May 8-10

Abstract Details

files Add files

Abstracts

Author: Howard R Wilson
Requested Type: Poster
Submitted: 2023-03-31 01:51:39

Co-authors: M. Anastopoulos, T. Cote, B. Ford, C.C. Hegna, P.B. Snyder, L. Thompson

Contact Info:
University of York
Heslington
York,   YO10 5DD
UK

Abstract Text:
The steep pressure and current gradients of the tokamak pedestal plasma are often limited by ideal MHD peeling-ballooning instabilities. These drive edge localised modes (ELMs), which would damage the structures in future tokamaks, if uncontrolled. One approach to control ELMs is to apply 3D magnetic perturbations (MPs), but a predictive theoretical model for their impact on stability remains a research challenge.
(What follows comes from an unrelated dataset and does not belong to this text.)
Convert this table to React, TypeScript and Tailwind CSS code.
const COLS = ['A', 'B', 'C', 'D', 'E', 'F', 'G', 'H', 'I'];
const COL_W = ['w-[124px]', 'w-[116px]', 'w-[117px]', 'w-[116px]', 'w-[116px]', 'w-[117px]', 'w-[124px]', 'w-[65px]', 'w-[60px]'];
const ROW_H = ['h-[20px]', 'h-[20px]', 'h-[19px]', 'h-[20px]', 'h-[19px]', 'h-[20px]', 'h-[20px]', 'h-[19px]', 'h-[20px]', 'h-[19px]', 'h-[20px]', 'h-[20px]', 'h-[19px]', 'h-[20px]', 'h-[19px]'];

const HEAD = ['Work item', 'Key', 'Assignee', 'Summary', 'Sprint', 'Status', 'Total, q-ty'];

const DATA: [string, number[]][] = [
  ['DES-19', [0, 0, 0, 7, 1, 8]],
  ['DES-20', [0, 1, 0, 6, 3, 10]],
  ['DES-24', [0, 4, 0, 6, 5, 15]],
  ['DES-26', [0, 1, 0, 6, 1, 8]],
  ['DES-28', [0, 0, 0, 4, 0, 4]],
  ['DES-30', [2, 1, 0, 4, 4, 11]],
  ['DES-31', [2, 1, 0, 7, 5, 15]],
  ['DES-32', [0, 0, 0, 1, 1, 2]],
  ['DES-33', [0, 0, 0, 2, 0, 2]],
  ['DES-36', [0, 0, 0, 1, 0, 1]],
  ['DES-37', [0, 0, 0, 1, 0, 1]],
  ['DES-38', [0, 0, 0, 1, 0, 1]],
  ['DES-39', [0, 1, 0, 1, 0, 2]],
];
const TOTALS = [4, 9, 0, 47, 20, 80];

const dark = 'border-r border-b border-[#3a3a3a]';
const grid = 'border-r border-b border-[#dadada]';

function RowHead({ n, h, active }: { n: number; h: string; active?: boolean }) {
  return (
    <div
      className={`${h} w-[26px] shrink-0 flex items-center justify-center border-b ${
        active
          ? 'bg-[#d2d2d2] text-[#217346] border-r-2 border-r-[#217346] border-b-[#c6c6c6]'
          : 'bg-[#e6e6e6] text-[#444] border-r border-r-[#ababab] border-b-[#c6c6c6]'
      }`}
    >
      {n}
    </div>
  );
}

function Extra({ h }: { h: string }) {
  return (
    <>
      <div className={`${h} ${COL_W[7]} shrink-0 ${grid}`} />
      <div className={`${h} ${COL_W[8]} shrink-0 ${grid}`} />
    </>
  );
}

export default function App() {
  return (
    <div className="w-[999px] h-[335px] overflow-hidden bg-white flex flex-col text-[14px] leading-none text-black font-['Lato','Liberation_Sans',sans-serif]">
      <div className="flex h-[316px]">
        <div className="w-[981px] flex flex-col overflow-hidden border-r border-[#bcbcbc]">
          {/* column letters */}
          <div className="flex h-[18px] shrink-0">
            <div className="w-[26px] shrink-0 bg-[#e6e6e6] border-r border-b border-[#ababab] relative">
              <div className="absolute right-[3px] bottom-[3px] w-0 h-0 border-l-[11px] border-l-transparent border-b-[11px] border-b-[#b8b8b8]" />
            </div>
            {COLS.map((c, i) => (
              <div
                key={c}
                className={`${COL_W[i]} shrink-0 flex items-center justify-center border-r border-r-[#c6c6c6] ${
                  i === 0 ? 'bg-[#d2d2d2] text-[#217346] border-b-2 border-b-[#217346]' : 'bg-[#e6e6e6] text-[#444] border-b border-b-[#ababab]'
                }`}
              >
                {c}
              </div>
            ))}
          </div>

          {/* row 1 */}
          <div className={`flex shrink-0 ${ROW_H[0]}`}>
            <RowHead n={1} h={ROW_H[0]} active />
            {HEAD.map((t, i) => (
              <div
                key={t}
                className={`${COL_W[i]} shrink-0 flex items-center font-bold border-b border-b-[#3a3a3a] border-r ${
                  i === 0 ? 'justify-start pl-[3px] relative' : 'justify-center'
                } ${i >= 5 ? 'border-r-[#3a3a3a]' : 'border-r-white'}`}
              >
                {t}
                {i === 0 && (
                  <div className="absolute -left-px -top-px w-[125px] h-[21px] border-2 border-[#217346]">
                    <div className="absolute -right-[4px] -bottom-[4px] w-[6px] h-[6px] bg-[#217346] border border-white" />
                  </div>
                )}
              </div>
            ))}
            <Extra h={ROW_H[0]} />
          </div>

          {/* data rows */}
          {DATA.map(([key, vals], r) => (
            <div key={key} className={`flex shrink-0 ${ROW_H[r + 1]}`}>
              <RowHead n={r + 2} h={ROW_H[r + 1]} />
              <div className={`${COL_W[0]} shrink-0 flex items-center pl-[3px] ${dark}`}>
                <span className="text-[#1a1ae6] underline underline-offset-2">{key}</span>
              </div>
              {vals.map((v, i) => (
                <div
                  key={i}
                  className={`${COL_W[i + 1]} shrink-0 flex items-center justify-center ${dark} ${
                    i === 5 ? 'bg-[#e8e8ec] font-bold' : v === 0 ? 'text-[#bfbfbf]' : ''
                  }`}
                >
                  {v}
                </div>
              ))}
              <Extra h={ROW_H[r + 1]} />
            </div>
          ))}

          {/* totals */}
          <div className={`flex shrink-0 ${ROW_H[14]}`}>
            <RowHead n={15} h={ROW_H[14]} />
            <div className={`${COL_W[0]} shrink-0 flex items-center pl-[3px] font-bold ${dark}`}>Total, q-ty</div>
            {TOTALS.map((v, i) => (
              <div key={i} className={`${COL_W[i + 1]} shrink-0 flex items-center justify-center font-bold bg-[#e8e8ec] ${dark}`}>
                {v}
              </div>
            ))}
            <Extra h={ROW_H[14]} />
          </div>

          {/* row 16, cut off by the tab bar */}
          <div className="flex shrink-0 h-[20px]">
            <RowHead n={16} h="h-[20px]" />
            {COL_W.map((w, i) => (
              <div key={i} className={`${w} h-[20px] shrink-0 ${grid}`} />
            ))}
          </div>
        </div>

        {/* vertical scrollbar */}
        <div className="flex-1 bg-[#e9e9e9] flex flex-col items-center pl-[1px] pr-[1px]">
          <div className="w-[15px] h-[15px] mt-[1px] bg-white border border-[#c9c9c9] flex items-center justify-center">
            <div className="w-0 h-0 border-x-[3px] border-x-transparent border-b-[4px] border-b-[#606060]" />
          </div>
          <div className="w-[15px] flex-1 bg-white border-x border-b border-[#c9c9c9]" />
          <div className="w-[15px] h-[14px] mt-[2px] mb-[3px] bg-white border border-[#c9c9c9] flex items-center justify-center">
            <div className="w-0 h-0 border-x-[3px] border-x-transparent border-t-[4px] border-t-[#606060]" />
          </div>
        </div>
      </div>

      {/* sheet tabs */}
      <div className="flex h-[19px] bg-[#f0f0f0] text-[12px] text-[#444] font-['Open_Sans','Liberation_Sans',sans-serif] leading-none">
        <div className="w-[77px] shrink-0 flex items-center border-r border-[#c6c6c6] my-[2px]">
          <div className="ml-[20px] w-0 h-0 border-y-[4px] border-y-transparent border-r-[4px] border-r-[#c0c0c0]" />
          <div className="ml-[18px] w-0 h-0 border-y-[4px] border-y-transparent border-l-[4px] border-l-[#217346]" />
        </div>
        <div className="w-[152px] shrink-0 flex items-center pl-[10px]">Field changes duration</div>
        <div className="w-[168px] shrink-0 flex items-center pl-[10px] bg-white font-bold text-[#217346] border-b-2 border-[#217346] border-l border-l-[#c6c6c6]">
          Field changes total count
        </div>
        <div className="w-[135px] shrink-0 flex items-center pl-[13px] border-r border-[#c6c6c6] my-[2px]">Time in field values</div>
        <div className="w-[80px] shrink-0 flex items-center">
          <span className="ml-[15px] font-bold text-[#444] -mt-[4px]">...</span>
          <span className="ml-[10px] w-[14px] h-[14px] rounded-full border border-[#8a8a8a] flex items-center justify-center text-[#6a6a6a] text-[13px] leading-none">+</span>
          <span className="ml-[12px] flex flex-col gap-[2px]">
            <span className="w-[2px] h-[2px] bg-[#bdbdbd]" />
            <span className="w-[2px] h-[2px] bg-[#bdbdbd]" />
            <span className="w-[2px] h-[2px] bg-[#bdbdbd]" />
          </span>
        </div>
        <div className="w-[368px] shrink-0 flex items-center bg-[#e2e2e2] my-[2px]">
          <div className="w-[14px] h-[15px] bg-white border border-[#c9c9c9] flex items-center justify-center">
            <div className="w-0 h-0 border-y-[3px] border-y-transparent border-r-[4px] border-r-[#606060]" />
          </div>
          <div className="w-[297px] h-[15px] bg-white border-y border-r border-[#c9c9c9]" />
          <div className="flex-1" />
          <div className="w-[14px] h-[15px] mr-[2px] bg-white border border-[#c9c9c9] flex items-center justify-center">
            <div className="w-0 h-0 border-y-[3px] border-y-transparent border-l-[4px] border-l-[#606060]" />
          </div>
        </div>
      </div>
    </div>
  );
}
The approach presented here builds on the principles of high toroidal mode number, n, ballooning theory [1]. A ballooning mode couples many poloidal Fourier harmonics, labelled m, each radially localised about its rational surface where m=nq, with q the safety factor. The close proximity of rational surfaces ensures that all poloidal harmonics have the same radial dependence, and to leading order in a 1/n expansion one obtains a second order differential equation for this dependence, called the ballooning equation. At next order, the radial variation of the equilibrium breaks the ballooning symmetry, and determines how the Fourier harmonics couple to form the ballooning mode. In the pedestal, the coupling to the harmonics resonant outside the plasma violates this ballooning approximation, and one has to solve the full 2D system using a code like ELITE. We review our 3D stability theory, which (guided by ballooning theory) assumes the dominant effect of the MP is to adjust the amplitudes of the poloidal Fourier harmonics, including coupling of different n modes, without changing their radial shapes. The radial structures for all harmonics are derived from the toroidally symmetric equilibrium using ELITE, and then a 3D variational principle is used to derive the coefficients that scales each of them. Previous results using model equilibria are reviewed, and progress towards assessing the stability of realistic DIII-D equilibria [2] with MPs applied is summarised.